Given an item i we get U(i) all the users of i, and then I(U(i)), all the items used by those users. Again we use some way to trim this down to the best 5 to 10 or so and recommend these. Given a user of item i, these are the recommended other items, based on users.
We denote this set of recommendations as Ru(i) i.e the recommendations based on users of item i.
Now comes the interesting part derived from work done at Odeo and Greenplum over the last year or so. Experiments suggest the following two major results, which need much more qualification by further work and study. This is only an indicator of interesting areas for research, not a formal proof of anything.
a) Empirical results suggest that for even a small set of users Ru(i) gives better recommendations than Rt(i), i.e. using user-related items gives better recommendations than using tag-related items.
b) Empirical results suggest that the "algorithm" we use to go from I(U(i)) to Ru(i) makes a lot of difference to the relevance and 'interestingness' of recommendations.
Ok, b) was really cryptic so we'll take the rest of this post to unpack it into useful results and pretty pictures.
Step by step,
I(U(i) is the raw set of user related items for item i (people who bought item i also bought a whole ton of other shtuff namely I(U(i)) )
But that is too huge a set to use as recommendations - it could have anywhere from tens to tens of thousands of items depending on what data we are operating on. So we need to trim this down with a filter that filters out and keeps the best recommendations.
So I(U(i)) ---> Filter ---> Ru(i) ie. after filtering the raw set of user-related items we get user-related recommendations.
Now we need to decide how to filter. Lets do the simple thing first.
First we sort the collection I(U(i)) by count, i.e. how many times does some item turn up in this collection.
The temptation is to take the top 10 items by count and use these as the recommendation. This is what I did in practice and found that the recommendations that are generated are only mildly customized i.e they are interesting in general but not necessarily interesting to me. Most of the times they are almost identical to the "most popular" items on the front page.
Why is this?
Because I *took* the most popular ones by count, I sampled the head of the distribution and didn't get anything new.
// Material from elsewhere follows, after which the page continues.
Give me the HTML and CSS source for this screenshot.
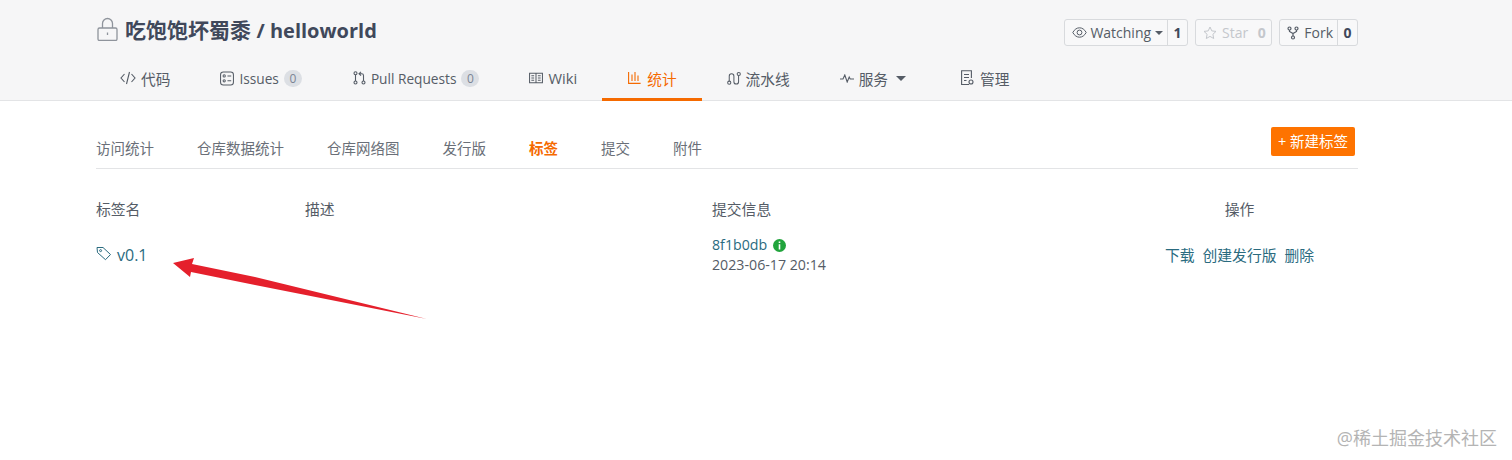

So then I decided to go the other way - I looked at the lower end of the counts and picked reco's from there, i.e. the proverbial "long tail". Now I got some strange and freaky recommendations - if you had subscribed to the Catholic podcast on Odeo you would have been recommended the Open Source Sex podcast. Not quite what we have in mind, when we say "recommendations".
This led me by accident to explore the remaining area of the range of counts, the middle, recently named the "fat belly" by Robert Young in a recent post on GigaOm.
Here is where things got very, very interesting in the recommendations generated. For example,
Evan Williams who has an interest in modern furniture got a recommendation for a podcast related to furniture although none of his current subscriptions had anything to do with furniture!
This was very exciting and stimulated further exploration which confirmed that the best recommendations came from the fat belly.
I(U(i)) ----> Sort by count, filter from the head ----> "popular (i.e. obvious) "
I(U(i)) ----> Sort by count, filter from the long tail ----> "freaky (i.e. too different)"
I(U(i)) ----> Sort by count, filter from the fat belly ----> "relevant and interesting"
Now the other interesting observation was that using similar techniques on I(T(i)) did not give such crisp recommendations, where I(T(i)) are all the tag-related items for a given item. i.e. collections of tags are not as useful as collections of users in creating a recommendation engine.
Why might this be and how do we understand it from first principles? Here's my little theory.
Let's think about this in terms of gestures, primary and secondary gestures. Users express interest in an item by various gestures. One of them is tagging an item, but prior to tagging an item is the act of focusing on an item and picking it out of the vast universe of items.
This primary selection process appears to be far more powerful an indication of interest than the secondary act of tagging or describing the already selected item. Hence, I hypothesize, a recommendation system based on user-related items is more crisp than one basedon tag-related items.
The bigger picture here suggests that the user or people dimension in folksonomy is just as or more interesting than just the tag dimension. We need to look more deeply at the "folk" and not just the "..sonomy".
(This subject was discussed in a talk I gave at FooCamp where present were and some very smart people like Hal Varian of Google, DeWitt Clinton ex of Amazon, Luke Lonergan CTO of Greenplum, Mary Hodder of Dabble, James Levine of SimplyHired, and Todd "the SEO Guy" .... who participated in a very energetic discussion and helped me refine these ideas. Thanks for that, guys.)